-- begin --

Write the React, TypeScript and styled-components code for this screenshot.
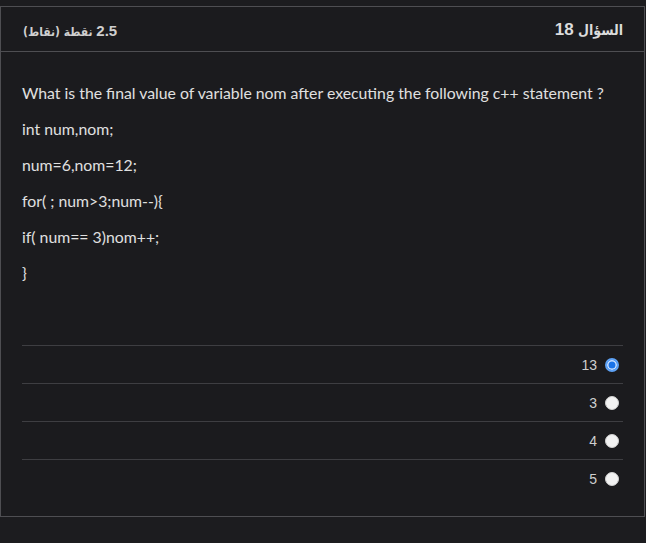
import React, { useState } from 'react';
import styled, { createGlobalStyle } from 'styled-components';

const GlobalStyle = createGlobalStyle`
  html, body {
    margin: 0;
    padding: 0;
    background: #1c1c1f;
  }
  body {
    padding-top: 6px;
    height: 543px;
    box-sizing: border-box;
    overflow: hidden;
  }
`;

const Card = styled.div`
  direction: rtl;
  width: 645px;
  box-sizing: border-box;
  border: 1px solid #4e4e52;
  background: #1b1b1e;
`;

const Header = styled.div`
  display: flex;
  justify-content: space-between;
  align-items: center;
  height: 44px;
  padding: 0 21px 0 22px;
  border-bottom: 1px solid #4e4e52;
  font-family: 'DejaVu Sans Condensed', 'DejaVu Sans', sans-serif;
  font-weight: bold;
  font-stretch: condensed;
`;

const QuestionNo = styled.span`
  font-size: 14px;
  color: #dcdcdc;
  padding-top: 2px;
`;

const Points = styled.span`
  font-size: 12px;
  color: #cfcfcf;
  padding-top: 2px;
`;

const Num = styled.span<{ size: number }>`
  font-family: 'Liberation Sans', Arial, sans-serif;
  font-stretch: normal;
  font-size: ${({ size }) => size}px;
`;

const Body = styled.div`
  padding: 32px 21px 19px 21px;
`;

const Text = styled.div`
  direction: ltr;
  text-align: left;
  font-family: Lato, 'Open Sans', sans-serif;
  font-size: 15.8px;
  color: #e0e0e0;
`;

const Para = styled.p`
  margin: 0 0 18px;
  line-height: 18px;
`;

const Options = styled.div`
  margin-top: 63px;
`;

const Option = styled.label`
  display: flex;
  align-items: center;
  gap: 8px;
  height: 38px;
  border-top: 1px solid #3e3e42;
  padding-right: 4px;
  box-sizing: border-box;
  cursor: pointer;
  font-family: 'Liberation Sans', Arial, sans-serif;
  font-size: 14px;
  color: #cfcfcf;
`;

const Radio = styled.span<{ checked?: boolean }>`
  width: 14px;
  height: 14px;
  border-radius: 50%;
  box-sizing: border-box;
  background: ${({ checked }) => (checked ? '#1a73e8' : '#f2f2f2')};
  border: ${({ checked }) => (checked ? '2px solid #5ea2f5' : '1px solid #d0d0d0')};
  box-shadow: ${({ checked }) => (checked ? 'inset 0 0 0 1.5px #cfe3ff' : 'none')};
`;

const answers = ['13', '3', '4', '5'];

const App: React.FC = () => {
  const [picked, setPicked] = useState('13');

  return (
    <>
      <GlobalStyle />
      <Card>
        <Header>
          <QuestionNo>
            السؤال <Num size={17}>18</Num>
          </QuestionNo>
          <Points>
            <Num size={15}>2.5</Num> نقطة (نقاط)
          </Points>
        </Header>
        <Body>
          <Text>
            <Para>What is the final value of variable nom after executing the following c++ statement ?</Para>
            <Para>int num,nom;</Para>
            <Para>num=6,nom=12;</Para>
            <Para>for( ; num&gt;3;num--){'{'}</Para>
            <Para>if( num== 3)nom++;</Para>
            <Para>{'}'}</Para>
          </Text>
          <Options>
            {answers.map((a) => (
              <Option key={a} onClick={() => setPicked(a)}>
                <Radio checked={picked === a} />
                <span>{a}</span>
              </Option>
            ))}
          </Options>
        </Body>
      </Card>
    </>
  );
};

export default App;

-- end --

PROBLEM DETAILS – Restate the whole of the material word for word without the pictures.

RIGHT ANSWER –
Write the React, TypeScript and styled-components code for this screenshot.
import React, { useState } from 'react';
import styled, { createGlobalStyle } from 'styled-components';

const GlobalStyle = createGlobalStyle`
  html, body {
    margin: 0;
    padding: 0;
    background: #1c1c1f;
  }
  body {
    padding-top: 6px;
    height: 543px;
    box-sizing: border-box;
    overflow: hidden;
  }
`;

const Card = styled.div`
  direction: rtl;
  width: 645px;
  box-sizing: border-box;
  border: 1px solid #4e4e52;
  background: #1b1b1e;
`;

const Header = styled.div`
  display: flex;
  justify-content: space-between;
  align-items: center;
  height: 44px;
  padding: 0 21px 0 22px;
  border-bottom: 1px solid #4e4e52;
  font-family: 'DejaVu Sans Condensed', 'DejaVu Sans', sans-serif;
  font-weight: bold;
  font-stretch: condensed;
`;

const QuestionNo = styled.span`
  font-size: 14px;
  color: #dcdcdc;
  padding-top: 2px;
`;

const Points = styled.span`
  font-size: 12px;
  color: #cfcfcf;
  padding-top: 2px;
`;

const Num = styled.span<{ size: number }>`
  font-family: 'Liberation Sans', Arial, sans-serif;
  font-stretch: normal;
  font-size: ${({ size }) => size}px;
`;

const Body = styled.div`
  padding: 32px 21px 19px 21px;
`;

const Text = styled.div`
  direction: ltr;
  text-align: left;
  font-family: Lato, 'Open Sans', sans-serif;
  font-size: 15.8px;
  color: #e0e0e0;
`;

const Para = styled.p`
  margin: 0 0 18px;
  line-height: 18px;
`;

const Options = styled.div`
  margin-top: 63px;
`;

const Option = styled.label`
  display: flex;
  align-items: center;
  gap: 8px;
  height: 38px;
  border-top: 1px solid #3e3e42;
  padding-right: 4px;
  box-sizing: border-box;
  cursor: pointer;
  font-family: 'Liberation Sans', Arial, sans-serif;
  font-size: 14px;
  color: #cfcfcf;
`;

const Radio = styled.span<{ checked?: boolean }>`
  width: 14px;
  height: 14px;
  border-radius: 50%;
  box-sizing: border-box;
  background: ${({ checked }) => (checked ? '#1a73e8' : '#f2f2f2')};
  border: ${({ checked }) => (checked ? '2px solid #5ea2f5' : '1px solid #d0d0d0')};
  box-shadow: ${({ checked }) => (checked ? 'inset 0 0 0 1.5px #cfe3ff' : 'none')};
`;

const answers = ['13', '3', '4', '5'];

const App: React.FC = () => {
  const [picked, setPicked] = useState('13');

  return (
    <>
      <GlobalStyle />
      <Card>
        <Header>
          <QuestionNo>
            السؤال <Num size={17}>18</Num>
          </QuestionNo>
          <Points>
            <Num size={15}>2.5</Num> نقطة (نقاط)
          </Points>
        </Header>
        <Body>
          <Text>
            <Para>What is the final value of variable nom after executing the following c++ statement ?</Para>
            <Para>int num,nom;</Para>
            <Para>num=6,nom=12;</Para>
            <Para>for( ; num&gt;3;num--){'{'}</Para>
            <Para>if( num== 3)nom++;</Para>
            <Para>{'}'}</Para>
          </Text>
          <Options>
            {answers.map((a) => (
              <Option key={a} onClick={() => setPicked(a)}>
                <Radio checked={picked === a} />
                <span>{a}</span>
              </Option>
            ))}
          </Options>
        </Body>
      </Card>
    </>
  );
};

export default App;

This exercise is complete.